We had dinner with-o him. It was fun, discussing politics with-easy child, having salads ... listening to the crashing going on upstairs.

difficult child came down 1/2 hr later, calmed down, and ate some prefab corn chicken quesadillas.

Another day in our household ...
 

trinityroyal

Well-Known Member
Ahhh, the stripping of the room. Sorry difficult child is still so volatile. I really hope that you get clear information from the psychiatrists and assessors soon, so that you can start to pinoint what's going on with him.

Glad to hear that you carried on with dinner as normal (well, as normal as possible in the circs) while difficult child raged upstairs.

The baseball card incident gets me thinking though...difficult child loved having his room cleared. I suspect that having no stuff, having a clear visual field in front of him with nothing to see, interpret or organize in his head was a relief to him. Then having one stray baseball card...no doubt it defied his sense of order and he felt a really strong urge to put it away and impose complete order on his surroundings. The pitching of the fit was totally inappropriate though. I wonder if there's a way to help your difficult child express whether he feels that way.

I know that for me, clutter literally short circuits my head. I feel--and hear--a little static electrical buzz every time I look at piles of disorganized stuff. Usually I reach a trigger point where I have to tear a room apart and rebuild it from the floor up. With your difficult child possibly on the Autism Spectrum Disorders (ASD) spectrum, I wonder if he has something similar...

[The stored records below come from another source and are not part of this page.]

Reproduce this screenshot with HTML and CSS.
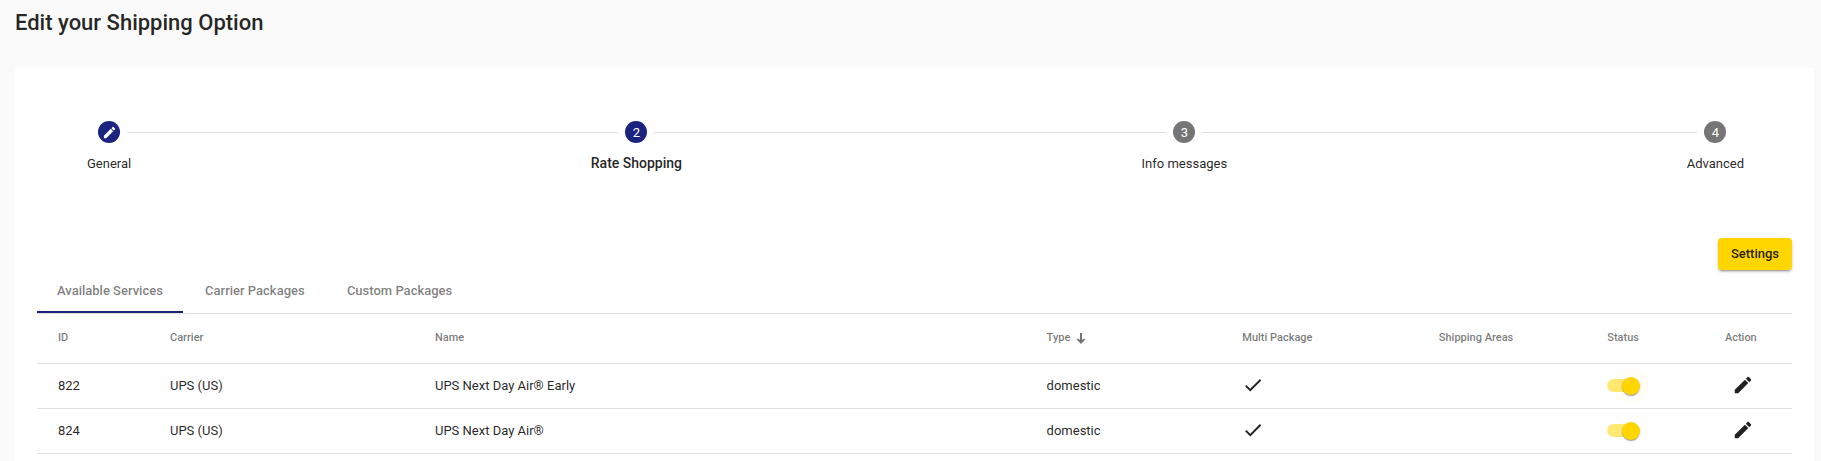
FILE: index.html
```html
<!DOCTYPE html>
<html lang="en">
<head>
    <title>Edit your Shipping Option</title>
    <meta charset="UTF-8">
    <link rel="stylesheet" href="styles.css">
</head>
<body>
    <svg class="icon-defs" width="0" height="0">
        <symbol id="icon-edit" viewBox="0 0 24 24">
            <path d="M3 17.25V21h3.75L17.81 9.94l-3.75-3.75L3 17.25zM20.71 7.04c.39-.39.39-1.02 0-1.41l-2.34-2.34c-.39-.39-1.02-.39-1.41 0l-1.83 1.83 3.75 3.75 1.83-1.83z"/>
        </symbol>
        <symbol id="icon-check" viewBox="0 0 24 24">
            <path d="M9 16.17L4.83 12l-1.42 1.41L9 19 21 7l-1.41-1.41z"/>
        </symbol>
    </svg>

    <h1 class="page-title">Edit your Shipping Option</h1>

    <main class="card">
        <!-- Stepper -->
        <ol class="stepper">
            <li class="step">
                <span class="step-marker">
                    <span class="step-icon active"><svg class="icon-small"><use href="#icon-edit"/></svg></span>
                </span>
                <span class="step-label">General</span>
            </li>
            <li class="step-line" role="presentation"></li>
            <li class="step">
                <span class="step-marker"><span class="step-icon active">2</span></span>
                <span class="step-label selected">Rate Shopping</span>
            </li>
            <li class="step-line" role="presentation"></li>
            <li class="step">
                <span class="step-marker"><span class="step-icon">3</span></span>
                <span class="step-label">Info messages</span>
            </li>
            <li class="step-line" role="presentation"></li>
            <li class="step">
                <span class="step-marker"><span class="step-icon">4</span></span>
                <span class="step-label">Advanced</span>
            </li>
        </ol>

        <div class="toolbar">
            <button type="button" class="btn-settings">Settings</button>
        </div>

        <!-- Tabs -->
        <div class="tabs" role="tablist">
            <button type="button" class="tab active" role="tab" aria-selected="true">Available Services</button>
            <button type="button" class="tab" role="tab" aria-selected="false">Carrier Packages</button>
            <button type="button" class="tab" role="tab" aria-selected="false">Custom Packages</button>
        </div>

        <table class="services">
            <colgroup>
                <col class="col-id">
                <col class="col-carrier">
                <col class="col-name">
                <col class="col-type">
                <col class="col-multi">
                <col class="col-areas">
                <col class="col-status">
                <col class="col-action">
            </colgroup>
            <thead>
                <tr>
                    <th>ID</th>
                    <th>Carrier</th>
                    <th>Name</th>
                    <th aria-sort="descending">
                        <span class="sort">Type
                            <svg class="sort-arrow" viewBox="0 0 10 12"><path d="M4 1h2v7l2-1.5 1.3 1L5 12 .7 7.5l1.3-1L4 8z"/></svg>
                        </span>
                    </th>
                    <th>Multi Package</th>
                    <th>Shipping Areas</th>
                    <th>Status</th>
                    <th>Action</th>
                </tr>
            </thead>
            <tbody>
                <tr>
                    <td>822</td>
                    <td>UPS (US)</td>
                    <td>UPS Next Day Air® Early</td>
                    <td>domestic</td>
                    <td><svg class="icon"><use href="#icon-check"/></svg></td>
                    <td></td>
                    <td><input type="checkbox" class="toggle focused" aria-label="Status of 822" checked></td>
                    <td><button type="button" class="btn-icon" aria-label="Edit 822"><svg class="icon"><use href="#icon-edit"/></svg></button></td>
                </tr>
                <tr>
                    <td>824</td>
                    <td>UPS (US)</td>
                    <td>UPS Next Day Air®</td>
                    <td>domestic</td>
                    <td><svg class="icon"><use href="#icon-check"/></svg></td>
                    <td></td>
                    <td><input type="checkbox" class="toggle" aria-label="Status of 824" checked></td>
                    <td><button type="button" class="btn-icon" aria-label="Edit 824"><svg class="icon"><use href="#icon-edit"/></svg></button></td>
                </tr>
            </tbody>
        </table>
    </main>
</body>
</html>
```

FILE: styles.css
```css
* {
    box-sizing: border-box;
}
body {
    display: flex;
    flex-direction: column;
    min-height: 100vh;
    margin: 0;
    padding: 8px 7px 0 15px;
    background-color: #fafafa;
    color: rgba(0,0,0,0.87);
    font-family: Roboto, "Liberation Sans", sans-serif;
    font-size: 13px;
}
button {
    border: none;
    background: none;
    font-family: inherit;
    font-size: 13px;
    font-weight: 500;
    cursor: pointer;
}
.icon-defs {
    position: absolute;
}
.page-title {
    margin: 0 0 30px;
    font-size: 22px;
    font-weight: 500;
    line-height: 30px;
}
.card {
    flex: 1;
    padding: 53px 22px 7px;
    background-color: white;
}

/* stepper */
.stepper {
    display: flex;
    margin: 0 0 63px;
    padding: 0 26px 0 28px;
    list-style: none;
}
.step {
    display: flex;
    flex-direction: column;
    gap: 10px;
}
.step-marker {
    display: flex;
    align-items: center;
    gap: 7px;
}
.step-marker::before,
.step-marker::after {
    content: "";
    flex: 1;
    border-top: 1px solid #e0e0e0;
}
.step:first-child .step-marker::before,
.step:last-child .step-marker::after {
    border-color: transparent;
}
.step-line {
    flex: 1;
    height: 1px;
    margin-top: 11px;
    background-color: #e0e0e0;
}
.step-icon {
    display: flex;
    align-items: center;
    justify-content: center;
    width: 22px;
    height: 22px;
    border-radius: 50%;
    background-color: #757575;
    color: white;
}
.step-icon.active {
    background-color: #1a237e;
}
.step-label {
    padding: 0 22px;
    line-height: 22px;
}
.step-label.selected {
    font-size: 14px;
    font-weight: 500;
    line-height: 20px;
}

.toolbar {
    display: flex;
    justify-content: flex-end;
}
.btn-settings {
    height: 32px;
    padding: 0 13px 1px;
    border-radius: 4px;
    background-color: #ffd600;
    color: rgba(0,0,0,0.87);
    box-shadow: 0 3px 1px -2px rgba(0,0,0,0.2), 0 2px 2px 0 rgba(0,0,0,0.14), 0 1px 4px 0 rgba(0,0,0,0.12);
}

/* tabs */
.tabs {
    display: flex;
    border-bottom: 1px solid #e0e0e0;
}
.tab {
    min-width: 144px;
    height: 43px;
    padding: 0 20px;
    border-bottom: 2px solid transparent;
    color: rgba(0,0,0,0.52);
}
.tab.active {
    border-bottom-color: #1a237e;
}

/* table */
.services {
    width: 100%;
    table-layout: fixed;
    border-collapse: separate;
    border-spacing: 0;
}
.col-id { width: 7.35%; }
.col-carrier { width: 15.1%; }
.col-name { width: 34.85%; }
.col-type { width: 11.15%; }
.col-multi { width: 11.2%; }
.col-areas { width: 9.6%; }
.col-status { width: 6.7%; }
.col-action { width: 4.05%; }
.services th,
.services td {
    padding: 0 0 2px 4px;
    border-bottom: 1px solid #e0e0e0;
    text-align: left;
}
.services th:first-child,
.services td:first-child {
    padding-left: 21px;
}
.services th {
    height: 50px;
    color: rgba(0,0,0,0.54);
    font-size: 11px;
    font-weight: 500;
}
.services td {
    height: 45px;
}
.sort {
    display: flex;
    align-items: center;
    gap: 6px;
}
.sort-arrow {
    width: 10px;
    height: 12px;
    fill: #757575;
}
.icon {
    display: block;
    width: 22px;
    height: 22px;
    fill: rgba(0,0,0,0.87);
}
.icon-small {
    width: 15px;
    height: 15px;
    fill: white;
}
.btn-icon {
    display: flex;
    align-items: center;
    justify-content: center;
    width: 36px;
    height: 36px;
    padding: 0;
}

/* slide toggle, the thumb hangs over the track */
.toggle {
    appearance: none;
    position: relative;
    display: block;
    width: 32px;
    height: 13px;
    margin: 0;
    border-radius: 7px;
    background-color: rgba(0,0,0,0.38);
    cursor: pointer;
}
.toggle::before {
    content: "";
    position: absolute;
    top: -2px;
    left: 0;
    width: 18px;
    height: 18px;
    border-radius: 50%;
    background-color: #fafafa;
    box-shadow: 0 2px 1px -1px rgba(0,0,0,0.2), 0 1px 1px 0 rgba(0,0,0,0.14), 0 1px 3px 0 rgba(0,0,0,0.12);
}
.toggle:checked {
    background-color: rgba(255,214,0,0.54);
}
.toggle:checked::before {
    left: 15px;
    background-color: #ffd600;
}
.toggle.focused::after {
    content: "";
    position: absolute;
    top: -11px;
    left: 6px;
    width: 36px;
    height: 36px;
    border-radius: 50%;
    background-color: rgba(255,214,0,0.04);
}
```
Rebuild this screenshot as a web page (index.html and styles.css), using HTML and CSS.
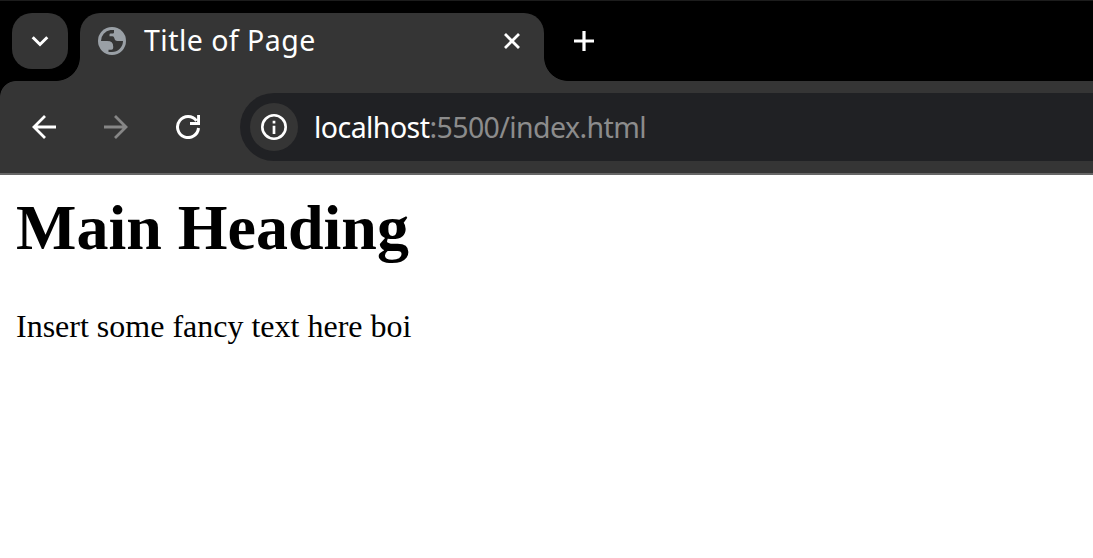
FILE: index.html
```html
<!DOCTYPE html>
<html lang="en">
<head>
<meta charset="utf-8">
<title>Title of Page</title>
<link rel="stylesheet" href="styles.css">
</head>
<body>
<div class="browser">
  <header class="tab-strip">
    <button class="tab-search" aria-label="Search tabs">
      <svg width="24" height="24" viewBox="0 0 24 24"><path d="M4.7 8.2 12 15.5l7.3-7.3" fill="none" stroke="#fff" stroke-width="3"/></svg>
    </button>
    <div class="tab">
      <svg class="globe" width="28" height="28" viewBox="0 0 28 28">
        <circle cx="14" cy="14" r="14" fill="#9aa0a6"/>
        <path d="M3 14A11 11 0 0 1 12.5 3.1H16V5.5Q16 6.6 14.8 6.6H12.6Q11.5 6.6 11.5 7.8V9.2H14.5Q16 9.2 16.3 11Q16.8 14 19.4 14H25A11 11 0 0 1 14 25H10.5V22.8H13.4Q15.2 22.8 15.2 21V19.4Q15.2 14 9.2 14Z" fill="#353535"/>
      </svg>
      <span class="tab-title">Title of Page</span>
      <svg class="close" width="20" height="20" viewBox="0 0 20 20"><path d="m3 3 14 14M17 3 3 17" fill="none" stroke="#fff" stroke-width="2.8"/></svg>
    </div>
    <svg class="new-tab" width="20" height="20" viewBox="0 0 20 20"><path d="M10 0v20M0 10h20" fill="none" stroke="#fff" stroke-width="3.2"/></svg>
  </header>
  <nav class="toolbar">
    <div class="nav-icons">
      <svg width="24" height="24" viewBox="0 0 24 24"><path d="M24 12H2M13 1 2 12l11 11" fill="none" stroke="#fff" stroke-width="2.8"/></svg>
      <svg width="24" height="24" viewBox="0 0 24 24"><path d="M0 12h22M11 1l11 11-11 11" fill="none" stroke="#868686" stroke-width="2.8"/></svg>
      <svg width="24" height="24" viewBox="0 0 24 24"><path d="M22.5 13A10.5 10.5 0 1 1 20.5 5.8M22.6 0v8.5H14" fill="none" stroke="#fff" stroke-width="3"/></svg>
    </div>
    <div class="address">
      <span class="site-info">
        <svg width="26" height="26" viewBox="0 0 26 26"><circle cx="13" cy="13" r="11.7" fill="none" stroke="#fff" stroke-width="2.6"/><path d="M13 11.7V20M13 6.8v2.7" stroke="#fff" stroke-width="2.7"/></svg>
      </span>
      <span class="url"><span class="host">localhost</span><span class="path">:5500/index.html</span></span>
    </div>
  </nav>
  <main class="page">
    <h1 class="heading">Main Heading</h1>
    <p class="text">Insert some fancy text here boi</p>
  </main>
</div>
</body>
</html>
```
FILE: styles.css
```css
body { margin: 0; background: #fff; overflow: hidden; }
.browser { height: 558px; background: #fff; }
.tab-strip { box-sizing: border-box; height: 81px; padding: 12px 0 0 12px; border-top: 1px solid #1c1c1c; background: #000; display: flex; align-items: flex-start; }
.tab-search { width: 56px; height: 56px; padding: 0; border: 0; border-radius: 20px; background: #353535; display: flex; align-items: center; justify-content: center; }
.tab { position: relative; box-sizing: border-box; width: 464px; height: 68px; margin-left: 12px; padding: 0 22px 12px 18px; border-radius: 20px 20px 0 0; background: #353535; display: flex; align-items: center; }
.tab::before, .tab::after { content: ""; position: absolute; bottom: 0; width: 24px; height: 24px; }
.tab::before { right: 100%; background: radial-gradient(circle at 0 0, transparent 23.5px, #353535 24.3px); }
.tab::after { left: 100%; background: radial-gradient(circle at 100% 0, transparent 23.5px, #353535 24.3px); }
.tab-title { margin: 0 0 2px 18px; font: 28.5px/40px "Noto Sans", sans-serif; letter-spacing: 0.47px; color: #fff; white-space: nowrap; }
.close { margin-left: auto; }
.new-tab { margin: 18px 0 0 30px; }
.toolbar { box-sizing: border-box; height: 94px; border-bottom: 2px solid #666; background: radial-gradient(circle at 16px 16px, #353535 15.5px, #000 16.3px) 0 0 / 16px 16px no-repeat, #353535; display: flex; align-items: center; }
.nav-icons { width: 208px; padding-left: 32px; display: flex; gap: 48px; flex: none; }
.address { box-sizing: border-box; flex: 1; height: 68px; padding-left: 10px; border-radius: 34px 0 0 34px; background: #202124; display: flex; align-items: center; }
.site-info { width: 48px; height: 48px; border-radius: 50%; background: #353535; display: flex; align-items: center; justify-content: center; }
.url { margin: 0 0 1px 16px; font: 28.5px/40px "Noto Sans", sans-serif; color: #8c8c8c; white-space: nowrap; }
.host { color: #fff; letter-spacing: -0.55px; }
.path { letter-spacing: -0.6px; }
.page { padding: 16px; font-family: "Liberation Serif", serif; color: #000; }
.heading { margin: 0; font-size: 64px; line-height: 74px; font-weight: bold; }
.text { margin: 43px 0 0; font-size: 32px; line-height: 36px; }
```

Sorry for the rambling. I'm having a very hard time focusing today, but I wanted to get these thoughts out.

Trinity
 

TerryJ2

Well-Known Member
Shari and Trinity, LOL!
Glad you got the sarcasm ...

Yes, Trinity, he does feel better when it's cleaned up. However, when I try to clean with-him, he has fits and doesn't want me touching anything. When I tell him to clean it, he says "NO!" and turns his back on me. I try to work together with-him ... I really do need to get a better grasp of what is going on in his head. I wish I could get him to communicate better.
He loves to yell "NO!" no matter what. I can never tell when he's serious and when he's defiant and when he's playing. I ask him and he glares at me.
This a.m. I told him, nicely, to take out the dogs. Of course, he yelled, "NO!" I ignored him and figured I would do it later but I put their leashes on just in case, to make it easier for him. Lo and behold, he did it!
Anyway, yes, clutter makes everyone crazy. It's so nice to walk by his rm and actually be able to see the floor, and not to smell urine. :)

Thanks for keeping me company here until the big mtng tomorrow ...

:autumn:
 

trinityroyal

Well-Known Member
he does feel better when it's cleaned up. However, when I try to clean with-him, he has fits and doesn't want me touching anything. When I tell him to clean it, he says "NO!" and turns his back on me. I try to work together with-him ...

It's funny...when I used to try to get my difficult child to clean up his room I used to get boatloads of defiance, yelling, tantrums. When I tried to do it for him or with him, I got the old, "Mo-om, that's my most prized possession!" speech. It could have been a first edition Superman comic (worth a mint, I understand), or a wad of dirty socks...same response.

So...I started tossing his room when he wasn't there. I would get rid of absolutely EVERYTHING that I didn't think he needed. Most of the time, he never even noticed the things were gone, unless I made the mistake of leaving something lying around...then there would be hel* to pay.

The sense I got was that difficult child was afraid to make the wrong decision about his stuff. That if he let something go, all of a sudden it would become the world's hottest commodity and he would forever regret getting rid. Sigh!

(I'm lucky in that I'm ruthless with stuff. Otherwise, I suspect I would have the same stuff-paralysis as difficult child when I "remodel" a room)

Hope The Big Meeting tomorrow goes well, and that you get some answers!

Until then, sending many gentle hugs.
Trinity
 

TerryJ2

Well-Known Member
Ahhh! That reminds me, he found a bag of baseball cards I had missed. They are all over his floor. I have to run in and grab them b4 husband brings him home!!!